At the same time, the House rejected an opportunity to protect our troops from exorbitant baggage fees. Congressman Nick Rahall introduced an amendment to the House extension that would have prohibited air carriers from charging a baggage fee for members of the Armed Forces while traveling on official military duty, especially those checking four or fewer bags. In one instance, an airline reportedly socked a poor servicemember with a baggage fee of $3,000. Regrettably, the House rejected this offer to protect our troops, and the rejection was on a party-line vote. Those of us negotiating in good faith here in the Senate were left scratching our heads. The House would reject a clean extension to save a mere one-tenth of 1 percent by attacking rural jobs and commerce, but it would reject an opportunity to protect our troops from getting gouged by baggage fees on the same bill. It doesn't make sense.
Later, we learned through the press that the House's erratic strategy had apparently nothing to do with potential cost savings at all, but, instead, these antics were about rulemaking by the National Mediation Board. This is a labor issue that has nothing to do with essential air service and nothing to do with the daily operations of the Federal Aviation Administration, both of which could be operating right now under a clean extension. This labor issue should be worked out in a conference--the conference committee we can't have because the House has yet to name conferees.
One of the rural communities the House Members chose to cut down as a political pawn is Glendive, MT. Glendive is growing in the energy sector. It is in the Bakken formation, with lots of oil and gas wells drilled, and it is a huge potential new energy source. Energy companies from Texas and Louisiana are rapidly sending personnel up to Glendive, and hotels in the area are running at near-full occupancy year-round. We are working hard to quickly build housing and infrastructure in order to capitalize on this great opportunity to create much needed jobs. Today, unemployment in Glendive is half the national average. But Glendive is located 230 miles from any larger airport. Glendive needs essential air service to maintain its lifeline to national commerce and continue to grow and create jobs.
We can discuss at length the merits of essential air service, the promise made to rural America, and the lifeline it provides to towns such as Glendive. In fact, this is a conversation we should have. Any changes should be made as part of thoughtful and transparent discussion, with input from the folks on the ground who are most affected. Again, that is precisely what conference negotiations are for--yet, again, negotiations we can't hold. Why? Because the House has yet to name its conferees.
The House antics have halted as much as $2.5 billion in airport funding--funding that employs as many as 87,000 workers on construction projects around the country. At Glacier International Airport in Kalispell, MT, much needed upgrades to the taxiway are now on hold indefinitely, and so are the much needed construction jobs this project would support.

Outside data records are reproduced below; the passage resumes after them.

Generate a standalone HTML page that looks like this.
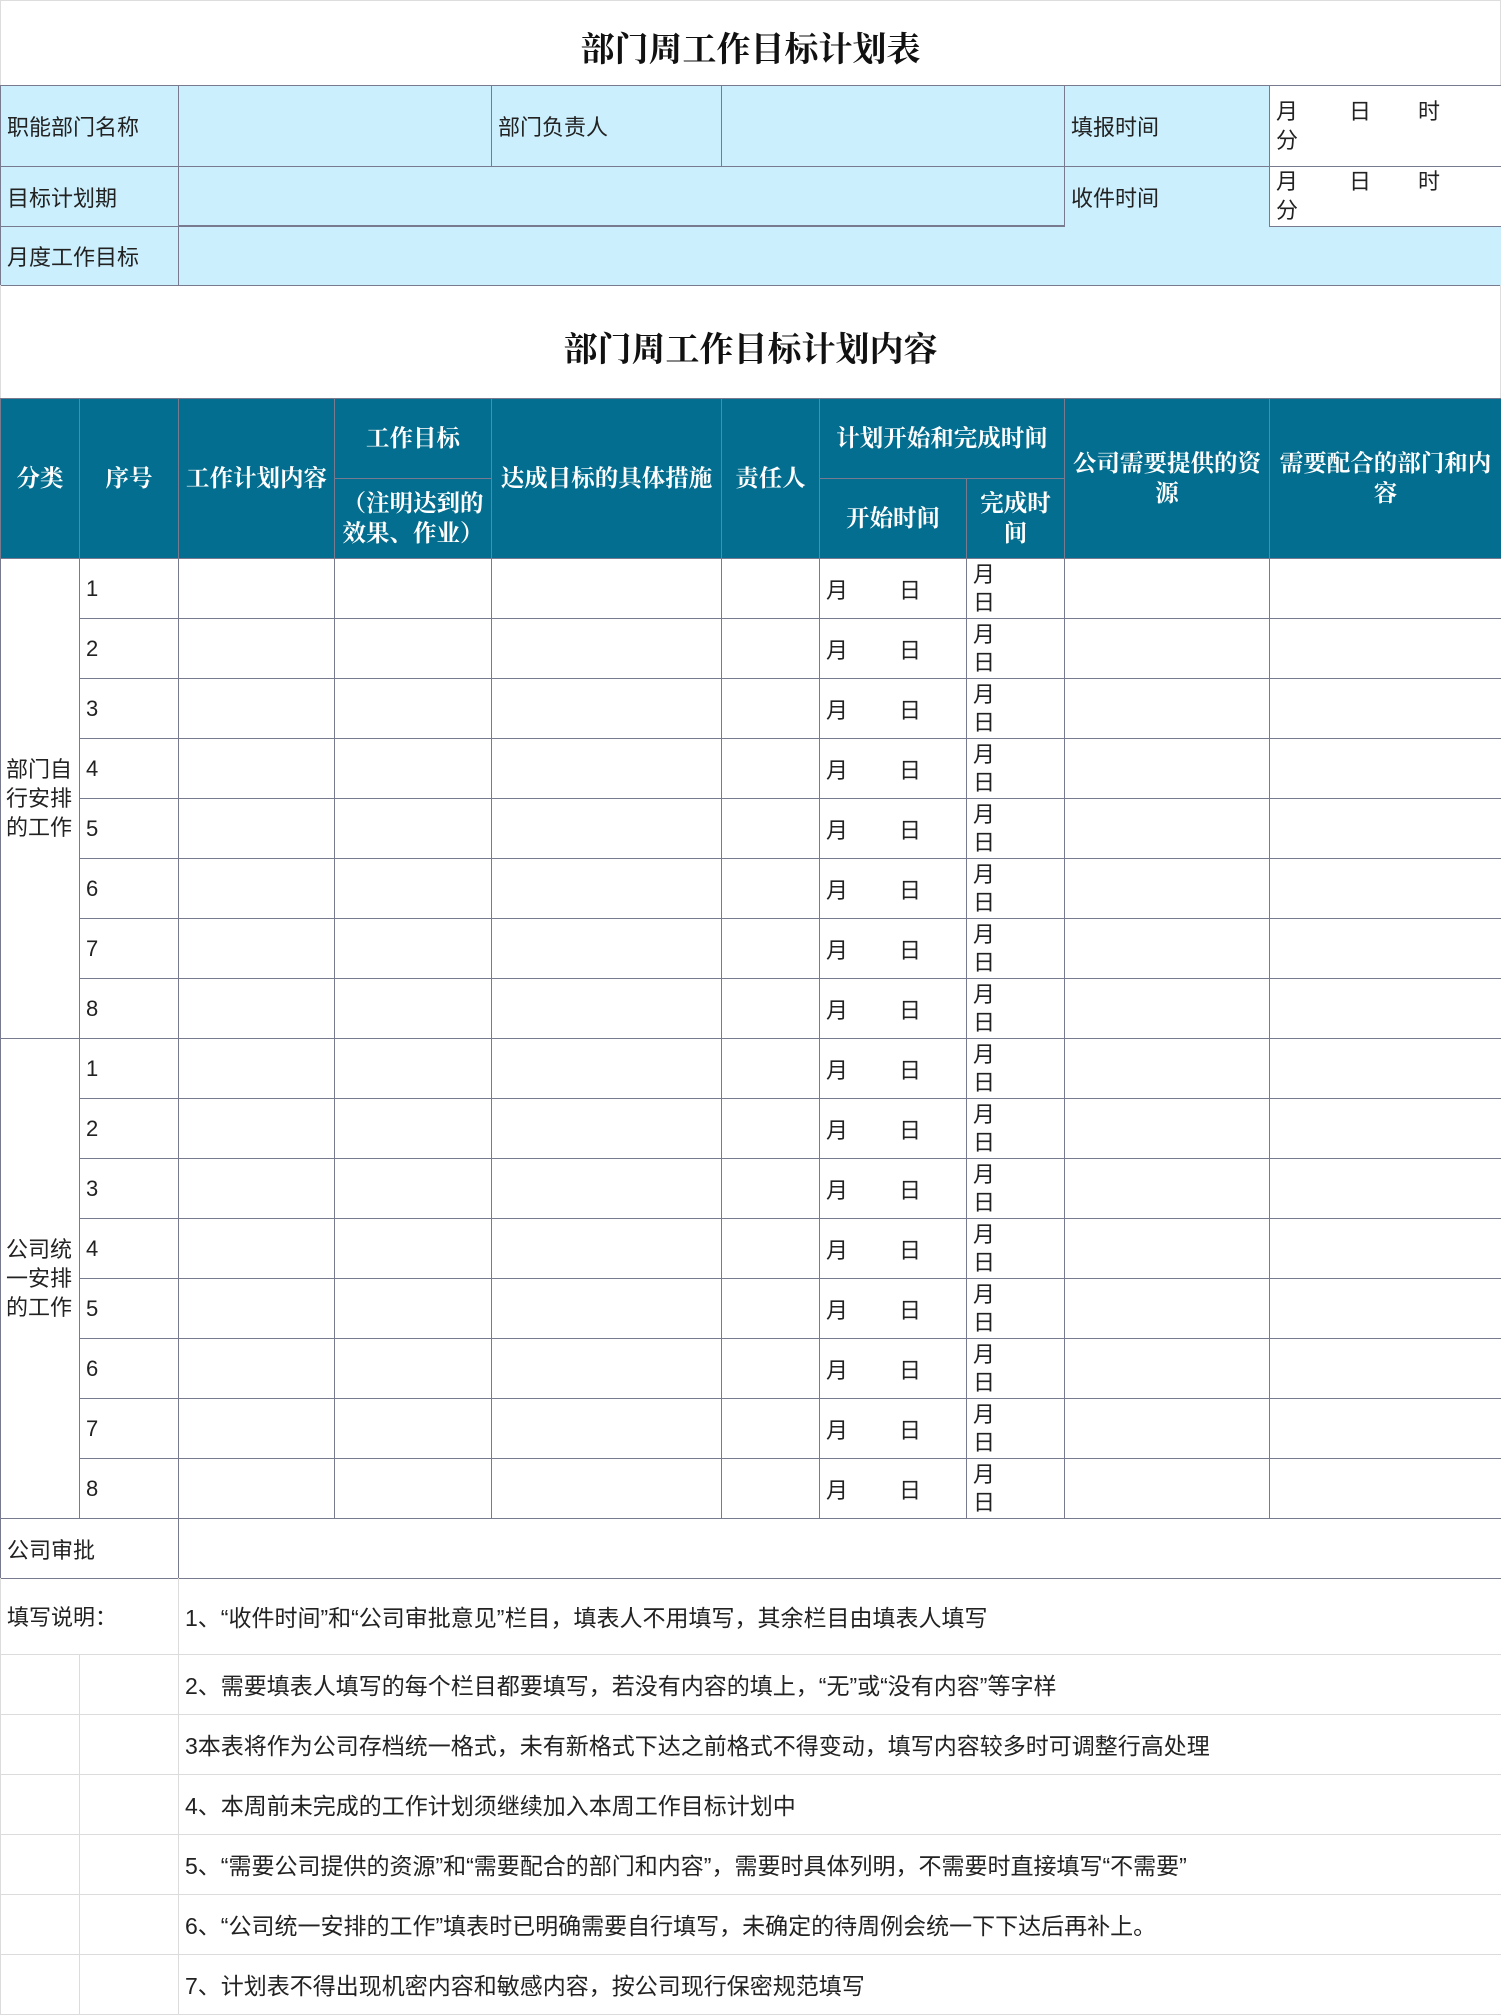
<!DOCTYPE html>
<html><head><meta charset="utf-8"><style>
*{margin:0;padding:0;box-sizing:border-box}
body{width:1501px;height:2015px;background:#fff;font-family:"Liberation Sans","Noto Sans CJK SC",sans-serif;color:#222;position:relative;overflow:hidden}
.t{position:absolute;left:0;width:1501px;text-align:center;font-family:"Liberation Serif","Noto Serif CJK SC",serif;font-weight:bold;font-size:34px;color:#111}
table{position:absolute;left:0;border-collapse:collapse;table-layout:fixed;width:1501px}
td{border:1px solid #787b90;font-size:22px;padding:0 0 0 6px;vertical-align:middle;white-space:nowrap;overflow:hidden}
.b{background:#cbeffd}
.h td{background:#036e8f;color:#fff;font-family:"Liberation Serif","Noto Serif CJK SC",serif;font-weight:bold;font-size:23.5px;text-align:center;padding:0 4px;white-space:normal;line-height:30px}
.d td{height:60px}
.n td{border-color:#dcdcdc;height:60px;font-size:23px}
.wr{white-space:normal;line-height:29px;padding-left:5px}
.m{display:inline-block;width:73px}
.m2{display:inline-block;width:69px}
</style></head><body>
<div style="position:absolute;left:0;top:0;width:1501px;height:1px;background:#ddd"></div>
<div style="position:absolute;left:0;top:0;width:1px;height:85px;background:#ddd"></div>
<div style="position:absolute;right:0;top:0;width:1px;height:85px;background:#ddd"></div>
<div class="t" style="top:22px">部门周工作目标计划表</div>

<table style="top:85px">
<colgroup><col style="width:178px"><col style="width:313px"><col style="width:230px"><col style="width:343px"><col style="width:205px"><col style="width:232px"></colgroup>
<tr style="height:81px"><td class="b">职能部门名称</td><td class="b"></td><td class="b">部门负责人</td><td class="b"></td><td class="b">填报时间</td><td style="vertical-align:top;padding:11px 0 0 6px;line-height:29px"><span class="m">月</span><span class="m2">日</span>时<br>分</td></tr>
<tr style="height:60px"><td class="b">目标计划期</td><td class="b" colspan="3"></td><td class="b" style="border-bottom:none">收件时间</td><td style="vertical-align:top;padding:0 0 0 6px;line-height:29px"><span class="m">月</span><span class="m2">日</span>时<br>分</td></tr>
<tr style="height:59px"><td class="b">月度工作目标</td><td class="b" colspan="5" style="border-top:none"></td></tr>
</table>
<div style="position:absolute;left:178px;top:225px;width:886px;height:1px;background:#787b90"></div>

<div style="position:absolute;left:0;top:285px;width:1px;height:113px;background:#ddd"></div>
<div style="position:absolute;right:0;top:285px;width:1px;height:113px;background:#ddd"></div>
<div class="t" style="top:322px">部门周工作目标计划内容</div>

<table style="top:398px">
<colgroup><col style="width:79px"><col style="width:99px"><col style="width:156px"><col style="width:157px"><col style="width:230px"><col style="width:98px"><col style="width:147px"><col style="width:98px"><col style="width:205px"><col style="width:232px"></colgroup>
<tr class="h" style="height:80px"><td rowspan="2">分类</td><td rowspan="2">序号</td><td rowspan="2" style="padding:0">工作计划内容</td><td>工作目标</td><td rowspan="2" style="padding:0">达成目标的具体措施</td><td rowspan="2" style="padding:0">责任人</td><td colspan="2">计划开始和完成时间</td><td rowspan="2" style="padding:0 2px">公司需要提供的资源</td><td rowspan="2" style="padding:0 2px">需要配合的部门和内容</td></tr>
<tr class="h" style="height:80px"><td style="padding:0 2px">（注明达到的效果、作业）</td><td>开始时间</td><td style="padding:0 10px">完成时间</td></tr>
<tr class="d"><td rowspan="8" class="wr" style="font-size:22px">部门自行安排的工作</td><td>1</td><td></td><td></td><td></td><td></td><td><span class="m">月</span>日</td><td style="line-height:28px">月<br>日</td><td></td><td></td></tr>
<tr class="d"><td>2</td><td></td><td></td><td></td><td></td><td><span class="m">月</span>日</td><td style="line-height:28px">月<br>日</td><td></td><td></td></tr>
<tr class="d"><td>3</td><td></td><td></td><td></td><td></td><td><span class="m">月</span>日</td><td style="line-height:28px">月<br>日</td><td></td><td></td></tr>
<tr class="d"><td>4</td><td></td><td></td><td></td><td></td><td><span class="m">月</span>日</td><td style="line-height:28px">月<br>日</td><td></td><td></td></tr>
<tr class="d"><td>5</td><td></td><td></td><td></td><td></td><td><span class="m">月</span>日</td><td style="line-height:28px">月<br>日</td><td></td><td></td></tr>
<tr class="d"><td>6</td><td></td><td></td><td></td><td></td><td><span class="m">月</span>日</td><td style="line-height:28px">月<br>日</td><td></td><td></td></tr>
<tr class="d"><td>7</td><td></td><td></td><td></td><td></td><td><span class="m">月</span>日</td><td style="line-height:28px">月<br>日</td><td></td><td></td></tr>
<tr class="d"><td>8</td><td></td><td></td><td></td><td></td><td><span class="m">月</span>日</td><td style="line-height:28px">月<br>日</td><td></td><td></td></tr>
<tr class="d"><td rowspan="8" class="wr" style="font-size:22px">公司统一安排的工作</td><td>1</td><td></td><td></td><td></td><td></td><td><span class="m">月</span>日</td><td style="line-height:28px">月<br>日</td><td></td><td></td></tr>
<tr class="d"><td>2</td><td></td><td></td><td></td><td></td><td><span class="m">月</span>日</td><td style="line-height:28px">月<br>日</td><td></td><td></td></tr>
<tr class="d"><td>3</td><td></td><td></td><td></td><td></td><td><span class="m">月</span>日</td><td style="line-height:28px">月<br>日</td><td></td><td></td></tr>
<tr class="d"><td>4</td><td></td><td></td><td></td><td></td><td><span class="m">月</span>日</td><td style="line-height:28px">月<br>日</td><td></td><td></td></tr>
<tr class="d"><td>5</td><td></td><td></td><td></td><td></td><td><span class="m">月</span>日</td><td style="line-height:28px">月<br>日</td><td></td><td></td></tr>
<tr class="d"><td>6</td><td></td><td></td><td></td><td></td><td><span class="m">月</span>日</td><td style="line-height:28px">月<br>日</td><td></td><td></td></tr>
<tr class="d"><td>7</td><td></td><td></td><td></td><td></td><td><span class="m">月</span>日</td><td style="line-height:28px">月<br>日</td><td></td><td></td></tr>
<tr class="d"><td>8</td><td></td><td></td><td></td><td></td><td><span class="m">月</span>日</td><td style="line-height:28px">月<br>日</td><td></td><td></td></tr>
<tr class="d"><td colspan="2">公司审批</td><td colspan="8"></td></tr>
</table>

<table style="top:1578px">
<colgroup><col style="width:79px"><col style="width:99px"><col style="width:1323px"></colgroup>
<tr class="n"><td colspan="2" style="height:76px;border-top:none;font-size:22px">填写说明：</td><td style="height:76px;border-top:none">1、“收件时间”和“公司审批意见”栏目，填表人不用填写，其余栏目由填表人填写</td></tr>
<tr class="n"><td></td><td></td><td>2、需要填表人填写的每个栏目都要填写，若没有内容的填上，“无”或“没有内容”等字样</td></tr>
<tr class="n"><td></td><td></td><td>3本表将作为公司存档统一格式，未有新格式下达之前格式不得变动，填写内容较多时可调整行高处理</td></tr>
<tr class="n"><td></td><td></td><td>4、本周前未完成的工作计划须继续加入本周工作目标计划中</td></tr>
<tr class="n"><td></td><td></td><td>5、“需要公司提供的资源”和“需要配合的部门和内容”，需要时具体列明，不需要时直接填写“不需要”</td></tr>
<tr class="n"><td></td><td></td><td>6、“公司统一安排的工作”填表时已明确需要自行填写，未确定的待周例会统一下下达后再补上。</td></tr>
<tr class="n"><td></td><td></td><td>7、计划表不得出现机密内容和敏感内容，按公司现行保密规范填写</td></tr>
</table>
</body></html>
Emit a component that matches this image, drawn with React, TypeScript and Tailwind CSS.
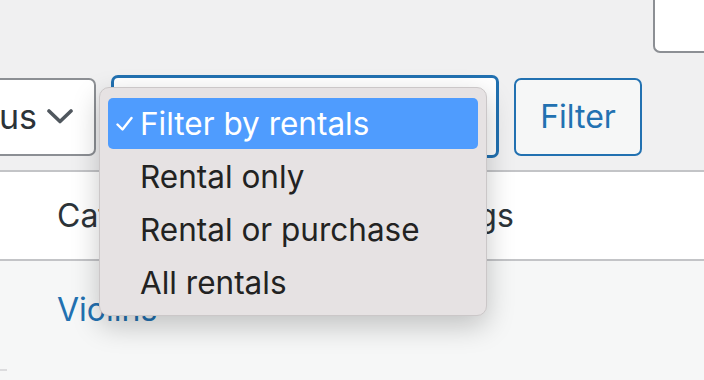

Even more troubling, 4,000 mothers and fathers and breadwinners are now out of work. These are folks such as Kristina Richardson, an administrative support specialist at Billings Logan International Airport's air traffic control tower. Over the weekend, Kristina wasn't able to go grocery shopping. She didn't know if she could count on her next paycheck to buy food and pay her bills. Kristina described the pit in her stomach when she went in to clean off her desk and shut down her computer. Kristina told my office she worried about who would help the people she had been working with. She described the pride and fulfillment that comes from working and the blow that comes when that is taken away.
Luckily, Kristina was told on Tuesday she would be able to return to work. But 4,000 other folks across the country haven't been so lucky. Like most Montanans, Kristina is one tough lady, and she understands the vital importance of essential air service to rural communities. Even when she thought she had been furloughed, she hung in there. She contacted my office to voice her support for a clean FAA extension that rejects arbitrary cuts to rural communities.
I am increasingly concerned about the nature of our political discourse. Lately, it seems some folks are more focused on making 30-second sound bites than making laws. What happened with the FAA bill is an example of this misguided focus. Whatever the House's true reason for suspending 4,000-plus jobs and halting construction to improve airport safety, it just wasn't right.
Still, I know we can do good things around here when we work together, and I hold out the hope that we will return our focus to what is important and start getting work done, and it is not just here but on debt extension and a lot of major matters around here. But in the meantime, we need to fix this mess. This is easier to fix--much easier.
Along with Senator Rockefeller, I introduced a clean FAA extension that would put 4,000 employees back to work, let us start construction projects around the country to create jobs and improve the safety of our airports, and continue to fund the trust fund. Then together we can continue working on a longer term solution. I urge my colleagues to support a clean extension.
Mr. President, I yield the floor, and I suggest the absence of a quorum.